Understanding FEMA: Your Rule Book
Every NRI property transaction in India is governed by FEMA—the Foreign Exchange Management Act. Think of FEMA as the rulebook that tells you what you can and cannot do with money and property across borders.
Who is an NRI Under FEMA?
You’re considered an NRI if you stay outside India for more than 182 days in a financial year for employment, business, or any other purpose indicating your intention to stay abroad. This includes:
- Indian citizens working abroad
- PIOs (Persons of Indian Origin) with foreign citizenship
- OCIs (Overseas Citizen of India) cardholders
Important: Your residential status can change year to year based on your stay in India. But for property purchase purposes, if you’re an NRI at the time of purchase, you’ll be treated as an NRI for that transaction even if you return to India later.
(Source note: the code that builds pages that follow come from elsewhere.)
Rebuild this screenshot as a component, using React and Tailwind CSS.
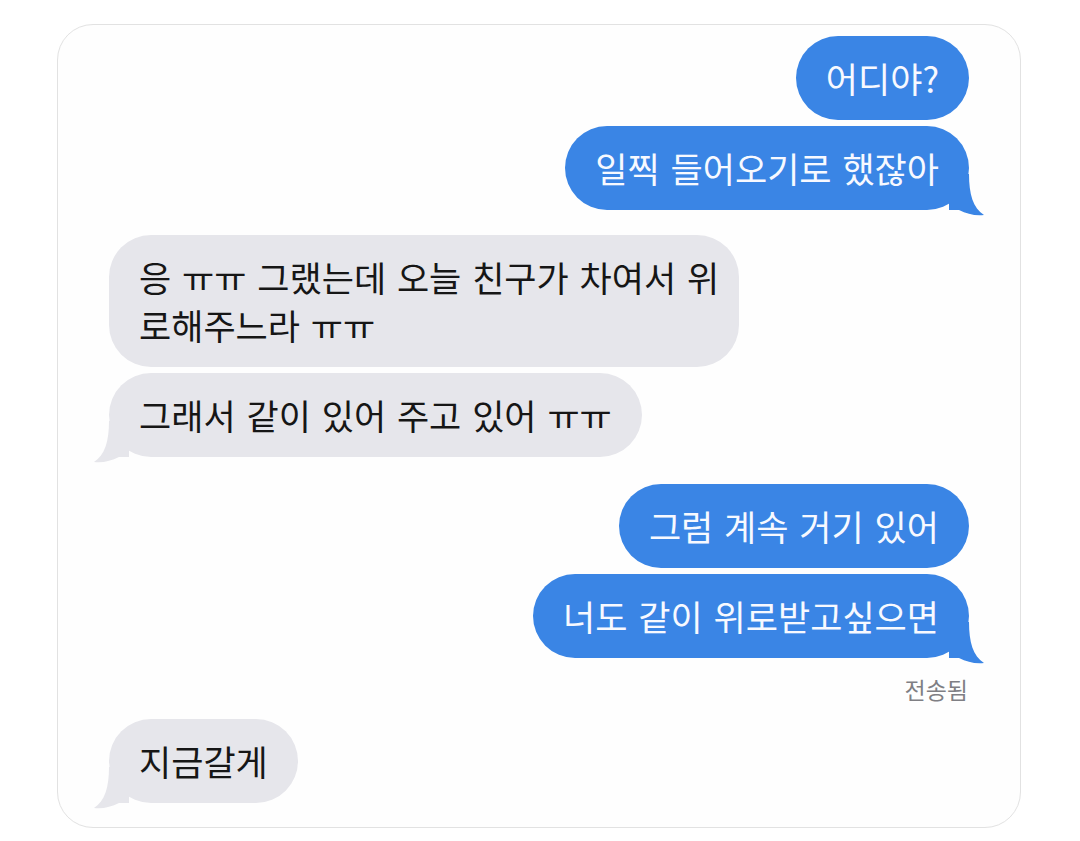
const Tail = ({ side, color }) => {
    if (side === "right") {
        return (
            <svg className="absolute right-[-16px] bottom-[-6px]" width="36" height="42" viewBox="0 0 36 42">
                <path d="M0 0 L20 0 C20 20 24 34 35 41 C26 42 18 40 10 36 L0 36 Z" fill={color} />
            </svg>
        )
    }
    return (
        <svg className="absolute left-[-16px] bottom-[-6px]" width="36" height="42" viewBox="0 0 36 42">
            <path d="M36 0 L16 0 C16 20 12 34 1 41 C10 42 18 40 26 36 L36 36 Z" fill={color} />
        </svg>
    )
}

const Sent = ({ children, tail, className = "" }) => (
    <div className={"relative self-end rounded-[42px] bg-[#3a85e5] px-[30px] py-[18px] text-[35px] leading-[48px] [word-spacing:3px] text-[#f7f9ff] whitespace-nowrap " + className}>
        {children}
        {tail && <Tail side="right" color="#3a85e5" />}
    </div>
)

const Received = ({ children, tail, className = "" }) => (
    <div className={"relative self-start rounded-[42px] bg-[#e6e6eb] px-[30px] py-[18px] text-[35px] leading-[48px] [word-spacing:3px] text-[#161616] whitespace-nowrap " + className}>
        {children}
        {tail && <Tail side="left" color="#e6e6eb" />}
    </div>
)

const App = () => {
    return (
        <div className="min-h-screen bg-white pt-[24px] font-['Noto_Sans_CJK_KR','Noto_Sans',sans-serif]">
            <div className="ml-[57px] w-[964px] h-[804px] rounded-[36px] border border-[#e2e2e2] bg-[#fefefe] px-[51px] pt-[11px] flex flex-col">

                <Sent>어디야?</Sent>
                <Sent tail className="mt-[6px]">일찍 들어오기로 했잖아</Sent>

                <Received className="mt-[25px] w-[630px]">
                    응 ㅠㅠ 그랬는데 오늘 친구가 차여서 위<br />로해주느라 ㅠㅠ
                </Received>
                <Received tail className="mt-[6px]">그래서 같이 있어 주고 있어 ㅠㅠ</Received>

                <Sent className="mt-[27px]">그럼 계속 거기 있어</Sent>
                <Sent tail className="mt-[6px]">너도 같이 위로받고싶으면</Sent>

                <p className="self-end mt-[18px] mr-[1px] text-[23px] leading-[26px] text-[#7f7f84]">전송됨</p>

                <Received tail className="mt-[17px]">지금갈게</Received>
            </div>
        </div>
    )
}

export default App
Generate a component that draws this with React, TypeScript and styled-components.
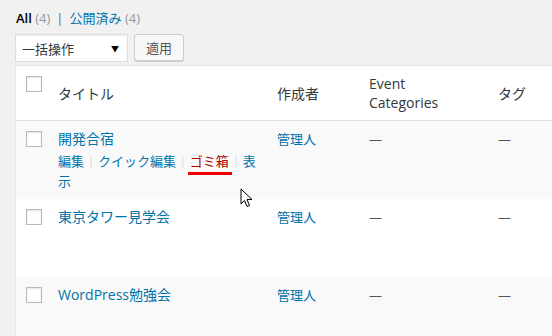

What Property Can You Buy (And What You Cannot)
This is where many NRIs get confused. Let me make it crystal clear:
Properties You CAN Buy
- Residential properties: Apartments, independent houses, villas, bungalows—anywhere you want, in any city
- Commercial properties: Shops, offices, commercial complexes
- Multiple properties: There’s no limit on how many properties you can own
Properties You CANNOT Buy
- Agricultural land: This includes farms, crop land, orchards
- Farmhouses: Even if it’s a residential structure on agricultural land
- Plantation property: Tea estates, coffee plantations, etc.
The Agricultural Land Trap: Many NRIs get stuck here. Your father’s 5-acre farm cannot be transferred to you if you’re an NRI. Even that beautiful farmhouse near Lonavala is off-limits. The workaround? If you inherit agricultural land, you can keep it, but you cannot buy new agricultural land.
What If You Already Own Agricultural Land?
If you became an NRI after owning agricultural land, you can continue to hold it. But you cannot buy additional agricultural land. When you eventually sell it, the proceeds must go into your NRO account, and you’ll face the same TDS and repatriation rules we covered in our selling guide.
Funding Your Property Purchase: The Money Trail
This is probably the most confusing part for first-time NRI property buyers. Where does the money come from, and where does it go?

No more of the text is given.